**Dataset excerpt:**
⟨

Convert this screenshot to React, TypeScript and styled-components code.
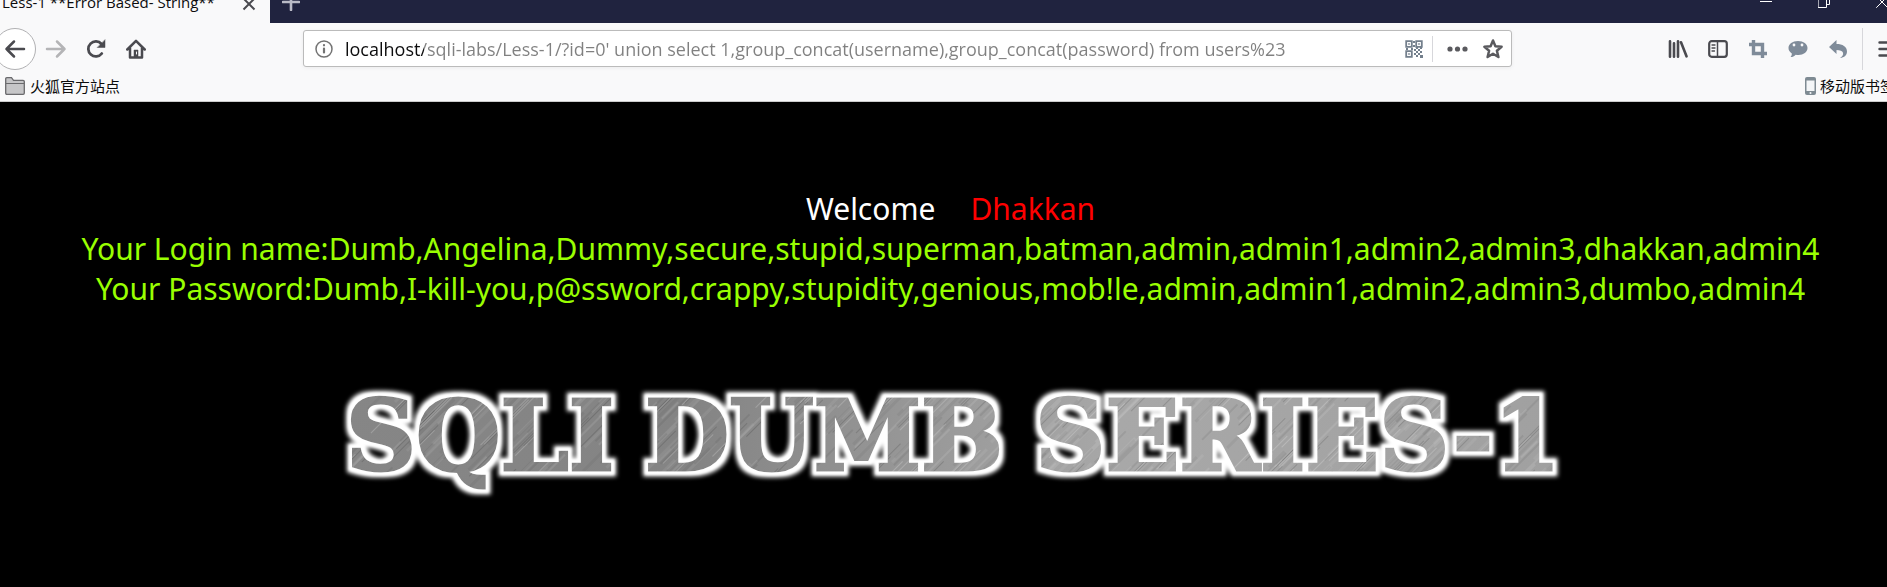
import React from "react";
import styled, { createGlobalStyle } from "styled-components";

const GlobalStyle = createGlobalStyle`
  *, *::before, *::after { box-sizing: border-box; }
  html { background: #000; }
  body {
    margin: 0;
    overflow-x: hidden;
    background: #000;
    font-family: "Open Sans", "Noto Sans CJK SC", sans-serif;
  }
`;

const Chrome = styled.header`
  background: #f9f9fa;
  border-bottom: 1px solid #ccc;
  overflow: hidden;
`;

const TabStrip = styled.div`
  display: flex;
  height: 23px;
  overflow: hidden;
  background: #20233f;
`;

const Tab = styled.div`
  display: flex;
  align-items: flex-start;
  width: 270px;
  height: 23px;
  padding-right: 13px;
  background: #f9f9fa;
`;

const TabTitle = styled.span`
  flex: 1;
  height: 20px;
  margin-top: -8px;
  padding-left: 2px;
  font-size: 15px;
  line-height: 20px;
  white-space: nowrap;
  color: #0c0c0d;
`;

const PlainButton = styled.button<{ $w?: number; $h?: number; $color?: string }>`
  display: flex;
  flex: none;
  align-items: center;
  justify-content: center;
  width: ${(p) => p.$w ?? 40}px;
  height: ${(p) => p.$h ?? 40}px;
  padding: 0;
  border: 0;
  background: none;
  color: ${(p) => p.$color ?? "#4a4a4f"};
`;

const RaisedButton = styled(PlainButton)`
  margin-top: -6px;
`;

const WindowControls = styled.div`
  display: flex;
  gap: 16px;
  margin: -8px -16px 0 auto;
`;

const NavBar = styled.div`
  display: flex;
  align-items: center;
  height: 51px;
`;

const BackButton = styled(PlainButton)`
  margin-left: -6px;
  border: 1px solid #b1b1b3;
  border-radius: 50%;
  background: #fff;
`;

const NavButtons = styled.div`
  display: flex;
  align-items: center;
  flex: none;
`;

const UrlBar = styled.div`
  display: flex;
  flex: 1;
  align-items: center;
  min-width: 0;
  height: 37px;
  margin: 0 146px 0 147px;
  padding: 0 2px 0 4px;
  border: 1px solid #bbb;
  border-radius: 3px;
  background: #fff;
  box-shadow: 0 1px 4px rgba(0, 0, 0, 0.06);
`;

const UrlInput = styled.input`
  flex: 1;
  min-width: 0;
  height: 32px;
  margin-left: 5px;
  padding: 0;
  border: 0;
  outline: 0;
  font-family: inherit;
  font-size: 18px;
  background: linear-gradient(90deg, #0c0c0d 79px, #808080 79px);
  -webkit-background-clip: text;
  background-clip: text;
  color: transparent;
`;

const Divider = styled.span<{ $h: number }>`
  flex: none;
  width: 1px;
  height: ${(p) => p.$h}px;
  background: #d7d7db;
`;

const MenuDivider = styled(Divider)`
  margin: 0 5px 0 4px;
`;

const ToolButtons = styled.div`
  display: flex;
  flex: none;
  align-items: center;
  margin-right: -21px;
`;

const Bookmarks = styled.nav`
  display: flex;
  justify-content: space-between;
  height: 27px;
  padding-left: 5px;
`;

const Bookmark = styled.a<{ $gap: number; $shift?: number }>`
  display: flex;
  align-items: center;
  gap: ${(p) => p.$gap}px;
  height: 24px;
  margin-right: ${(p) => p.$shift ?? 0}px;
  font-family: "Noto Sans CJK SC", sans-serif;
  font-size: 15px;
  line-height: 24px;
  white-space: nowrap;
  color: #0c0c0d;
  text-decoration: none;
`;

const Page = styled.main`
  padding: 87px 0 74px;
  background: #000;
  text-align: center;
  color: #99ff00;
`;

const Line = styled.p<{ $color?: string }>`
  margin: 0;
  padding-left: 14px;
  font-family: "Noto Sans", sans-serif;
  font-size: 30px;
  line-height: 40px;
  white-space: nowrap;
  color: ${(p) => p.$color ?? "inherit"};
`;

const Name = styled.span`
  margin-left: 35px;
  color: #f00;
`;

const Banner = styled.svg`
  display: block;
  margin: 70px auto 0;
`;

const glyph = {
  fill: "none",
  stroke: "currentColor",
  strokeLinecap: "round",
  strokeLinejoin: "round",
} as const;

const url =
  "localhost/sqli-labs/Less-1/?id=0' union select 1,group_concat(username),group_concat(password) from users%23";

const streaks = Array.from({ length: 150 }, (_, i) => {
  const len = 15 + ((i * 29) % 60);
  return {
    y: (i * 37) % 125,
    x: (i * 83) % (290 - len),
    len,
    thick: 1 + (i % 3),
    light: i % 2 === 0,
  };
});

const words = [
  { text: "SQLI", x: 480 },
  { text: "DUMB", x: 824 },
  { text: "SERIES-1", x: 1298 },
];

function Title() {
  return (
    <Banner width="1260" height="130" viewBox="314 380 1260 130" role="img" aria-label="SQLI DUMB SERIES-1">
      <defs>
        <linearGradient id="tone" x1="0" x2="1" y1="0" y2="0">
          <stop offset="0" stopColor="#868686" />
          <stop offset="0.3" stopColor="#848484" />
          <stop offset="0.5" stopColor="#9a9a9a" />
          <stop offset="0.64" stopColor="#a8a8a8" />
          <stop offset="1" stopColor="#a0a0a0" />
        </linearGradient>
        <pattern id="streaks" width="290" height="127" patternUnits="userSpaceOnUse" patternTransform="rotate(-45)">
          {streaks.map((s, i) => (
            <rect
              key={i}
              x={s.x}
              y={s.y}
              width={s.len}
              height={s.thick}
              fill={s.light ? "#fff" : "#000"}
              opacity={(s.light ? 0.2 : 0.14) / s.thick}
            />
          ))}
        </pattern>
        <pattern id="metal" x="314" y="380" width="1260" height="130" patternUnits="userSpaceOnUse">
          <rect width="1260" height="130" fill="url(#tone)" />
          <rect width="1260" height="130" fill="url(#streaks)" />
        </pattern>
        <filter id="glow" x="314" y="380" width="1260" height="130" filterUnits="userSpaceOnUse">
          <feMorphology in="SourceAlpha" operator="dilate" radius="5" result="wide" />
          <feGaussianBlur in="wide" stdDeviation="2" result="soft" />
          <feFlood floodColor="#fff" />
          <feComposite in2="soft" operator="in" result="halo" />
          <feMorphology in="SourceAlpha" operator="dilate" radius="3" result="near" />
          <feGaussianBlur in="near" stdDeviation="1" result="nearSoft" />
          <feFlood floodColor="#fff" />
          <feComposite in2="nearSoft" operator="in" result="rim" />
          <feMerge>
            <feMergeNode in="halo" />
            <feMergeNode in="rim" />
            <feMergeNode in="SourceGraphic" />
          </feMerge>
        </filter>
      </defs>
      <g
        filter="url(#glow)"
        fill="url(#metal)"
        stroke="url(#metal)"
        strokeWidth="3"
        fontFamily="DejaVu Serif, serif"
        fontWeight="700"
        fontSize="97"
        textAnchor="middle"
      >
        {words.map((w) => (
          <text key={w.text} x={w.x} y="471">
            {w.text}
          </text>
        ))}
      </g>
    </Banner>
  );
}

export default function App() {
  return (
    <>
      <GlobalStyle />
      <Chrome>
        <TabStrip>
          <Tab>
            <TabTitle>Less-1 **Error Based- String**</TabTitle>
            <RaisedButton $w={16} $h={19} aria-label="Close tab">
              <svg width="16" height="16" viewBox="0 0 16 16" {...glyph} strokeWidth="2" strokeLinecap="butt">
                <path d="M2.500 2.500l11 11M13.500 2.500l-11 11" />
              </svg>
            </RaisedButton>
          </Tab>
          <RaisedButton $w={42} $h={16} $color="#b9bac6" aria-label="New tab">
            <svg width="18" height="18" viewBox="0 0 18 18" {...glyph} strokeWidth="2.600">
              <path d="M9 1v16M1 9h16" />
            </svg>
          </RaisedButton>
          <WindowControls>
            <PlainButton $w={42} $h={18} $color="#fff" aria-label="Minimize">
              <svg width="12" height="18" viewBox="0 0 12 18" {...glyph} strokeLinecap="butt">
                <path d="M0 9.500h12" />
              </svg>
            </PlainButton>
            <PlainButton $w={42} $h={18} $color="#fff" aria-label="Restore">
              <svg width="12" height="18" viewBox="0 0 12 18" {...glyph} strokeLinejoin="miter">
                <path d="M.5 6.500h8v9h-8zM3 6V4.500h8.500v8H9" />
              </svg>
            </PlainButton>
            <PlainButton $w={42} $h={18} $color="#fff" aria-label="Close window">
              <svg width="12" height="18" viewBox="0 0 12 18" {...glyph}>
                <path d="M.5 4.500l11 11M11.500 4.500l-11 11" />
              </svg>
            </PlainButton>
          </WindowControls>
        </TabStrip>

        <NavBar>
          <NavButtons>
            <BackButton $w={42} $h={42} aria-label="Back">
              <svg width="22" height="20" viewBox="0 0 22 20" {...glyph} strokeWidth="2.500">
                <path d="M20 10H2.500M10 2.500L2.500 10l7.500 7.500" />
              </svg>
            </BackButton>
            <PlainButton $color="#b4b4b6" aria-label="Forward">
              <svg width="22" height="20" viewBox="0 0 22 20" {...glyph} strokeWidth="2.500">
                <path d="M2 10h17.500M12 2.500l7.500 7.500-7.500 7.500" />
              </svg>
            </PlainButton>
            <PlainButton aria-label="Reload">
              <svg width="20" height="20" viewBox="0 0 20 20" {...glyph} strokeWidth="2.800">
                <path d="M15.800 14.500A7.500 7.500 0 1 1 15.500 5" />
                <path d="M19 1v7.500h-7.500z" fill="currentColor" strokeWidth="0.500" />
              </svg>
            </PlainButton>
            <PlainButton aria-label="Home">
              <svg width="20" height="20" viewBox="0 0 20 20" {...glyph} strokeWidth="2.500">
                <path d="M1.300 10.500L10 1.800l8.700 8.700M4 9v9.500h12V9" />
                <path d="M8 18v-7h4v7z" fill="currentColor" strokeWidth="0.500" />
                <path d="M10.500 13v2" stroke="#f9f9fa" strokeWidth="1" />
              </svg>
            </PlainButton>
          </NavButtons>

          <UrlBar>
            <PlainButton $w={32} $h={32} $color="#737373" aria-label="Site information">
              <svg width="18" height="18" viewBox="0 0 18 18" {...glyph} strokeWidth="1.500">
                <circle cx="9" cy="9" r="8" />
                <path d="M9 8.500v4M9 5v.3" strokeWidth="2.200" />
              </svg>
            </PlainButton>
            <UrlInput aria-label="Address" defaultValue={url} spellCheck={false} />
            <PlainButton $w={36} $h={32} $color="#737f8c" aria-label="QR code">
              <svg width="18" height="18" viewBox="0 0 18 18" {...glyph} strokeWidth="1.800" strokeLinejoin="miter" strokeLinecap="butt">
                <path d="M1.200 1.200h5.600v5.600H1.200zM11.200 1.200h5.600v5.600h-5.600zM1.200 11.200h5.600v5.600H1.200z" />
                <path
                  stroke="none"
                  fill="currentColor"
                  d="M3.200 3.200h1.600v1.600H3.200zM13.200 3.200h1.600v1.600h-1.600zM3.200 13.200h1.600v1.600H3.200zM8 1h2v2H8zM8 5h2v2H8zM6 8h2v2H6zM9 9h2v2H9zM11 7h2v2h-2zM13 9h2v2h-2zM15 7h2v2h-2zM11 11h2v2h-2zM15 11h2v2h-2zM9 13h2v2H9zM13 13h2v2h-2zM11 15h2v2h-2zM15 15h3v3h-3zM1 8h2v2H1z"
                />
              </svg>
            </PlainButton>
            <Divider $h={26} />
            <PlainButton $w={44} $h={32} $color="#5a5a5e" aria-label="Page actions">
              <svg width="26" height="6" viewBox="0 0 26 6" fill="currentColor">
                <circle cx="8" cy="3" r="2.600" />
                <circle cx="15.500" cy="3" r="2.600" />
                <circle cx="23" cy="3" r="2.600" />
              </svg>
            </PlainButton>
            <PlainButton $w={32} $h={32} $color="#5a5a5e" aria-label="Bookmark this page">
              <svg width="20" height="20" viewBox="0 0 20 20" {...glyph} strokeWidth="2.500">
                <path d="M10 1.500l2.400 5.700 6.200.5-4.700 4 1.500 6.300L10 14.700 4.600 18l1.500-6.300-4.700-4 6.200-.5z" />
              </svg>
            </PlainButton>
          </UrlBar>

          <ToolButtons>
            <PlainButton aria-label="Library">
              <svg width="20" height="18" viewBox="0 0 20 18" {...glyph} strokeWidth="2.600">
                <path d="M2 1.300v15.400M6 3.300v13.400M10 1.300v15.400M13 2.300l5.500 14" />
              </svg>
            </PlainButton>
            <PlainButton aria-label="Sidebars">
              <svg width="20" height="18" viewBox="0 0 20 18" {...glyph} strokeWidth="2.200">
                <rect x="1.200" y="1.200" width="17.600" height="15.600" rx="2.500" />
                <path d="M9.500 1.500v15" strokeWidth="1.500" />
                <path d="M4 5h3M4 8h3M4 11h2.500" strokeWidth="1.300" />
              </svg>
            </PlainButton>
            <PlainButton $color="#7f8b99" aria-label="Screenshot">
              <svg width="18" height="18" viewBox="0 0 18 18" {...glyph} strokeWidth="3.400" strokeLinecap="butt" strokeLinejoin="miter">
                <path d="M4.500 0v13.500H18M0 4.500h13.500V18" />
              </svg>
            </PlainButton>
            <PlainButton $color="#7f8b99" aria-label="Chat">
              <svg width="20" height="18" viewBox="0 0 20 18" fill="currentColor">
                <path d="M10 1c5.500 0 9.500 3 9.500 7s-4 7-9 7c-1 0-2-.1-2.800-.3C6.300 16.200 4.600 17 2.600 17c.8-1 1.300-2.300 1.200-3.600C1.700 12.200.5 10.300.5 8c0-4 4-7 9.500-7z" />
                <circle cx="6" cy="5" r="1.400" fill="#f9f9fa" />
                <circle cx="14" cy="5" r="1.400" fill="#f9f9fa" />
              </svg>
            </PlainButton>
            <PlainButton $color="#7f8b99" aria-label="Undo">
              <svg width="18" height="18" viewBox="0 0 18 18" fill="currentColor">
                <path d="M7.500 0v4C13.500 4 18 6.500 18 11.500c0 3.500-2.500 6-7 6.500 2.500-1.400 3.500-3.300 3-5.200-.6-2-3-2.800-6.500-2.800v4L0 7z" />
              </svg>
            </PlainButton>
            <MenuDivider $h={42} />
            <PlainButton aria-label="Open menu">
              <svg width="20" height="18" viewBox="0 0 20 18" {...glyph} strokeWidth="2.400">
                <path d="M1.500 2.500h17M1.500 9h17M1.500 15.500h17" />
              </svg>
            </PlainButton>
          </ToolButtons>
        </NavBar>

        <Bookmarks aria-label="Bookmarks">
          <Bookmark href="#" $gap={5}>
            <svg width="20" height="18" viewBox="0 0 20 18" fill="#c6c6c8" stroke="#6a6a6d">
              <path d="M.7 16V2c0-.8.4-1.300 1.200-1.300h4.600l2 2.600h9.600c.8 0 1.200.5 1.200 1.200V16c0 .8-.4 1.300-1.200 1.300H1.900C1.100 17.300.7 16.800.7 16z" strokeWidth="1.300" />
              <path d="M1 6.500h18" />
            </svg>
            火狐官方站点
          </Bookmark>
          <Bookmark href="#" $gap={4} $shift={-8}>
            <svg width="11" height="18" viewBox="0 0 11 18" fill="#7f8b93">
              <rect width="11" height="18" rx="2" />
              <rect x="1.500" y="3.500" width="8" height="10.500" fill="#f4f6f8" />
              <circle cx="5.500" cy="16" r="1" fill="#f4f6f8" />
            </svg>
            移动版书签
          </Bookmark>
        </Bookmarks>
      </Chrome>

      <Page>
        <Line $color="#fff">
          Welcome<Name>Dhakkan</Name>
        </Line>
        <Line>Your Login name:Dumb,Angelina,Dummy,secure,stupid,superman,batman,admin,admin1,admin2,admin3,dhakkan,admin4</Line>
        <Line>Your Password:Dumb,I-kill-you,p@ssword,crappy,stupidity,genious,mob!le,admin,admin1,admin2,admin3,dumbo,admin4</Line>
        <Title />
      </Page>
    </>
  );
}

⟩

**What you will do:** Return all lines containing "components".

**Task solution:**
Convert this screenshot to React, TypeScript and styled-components code.
import styled, { createGlobalStyle } from "styled-components";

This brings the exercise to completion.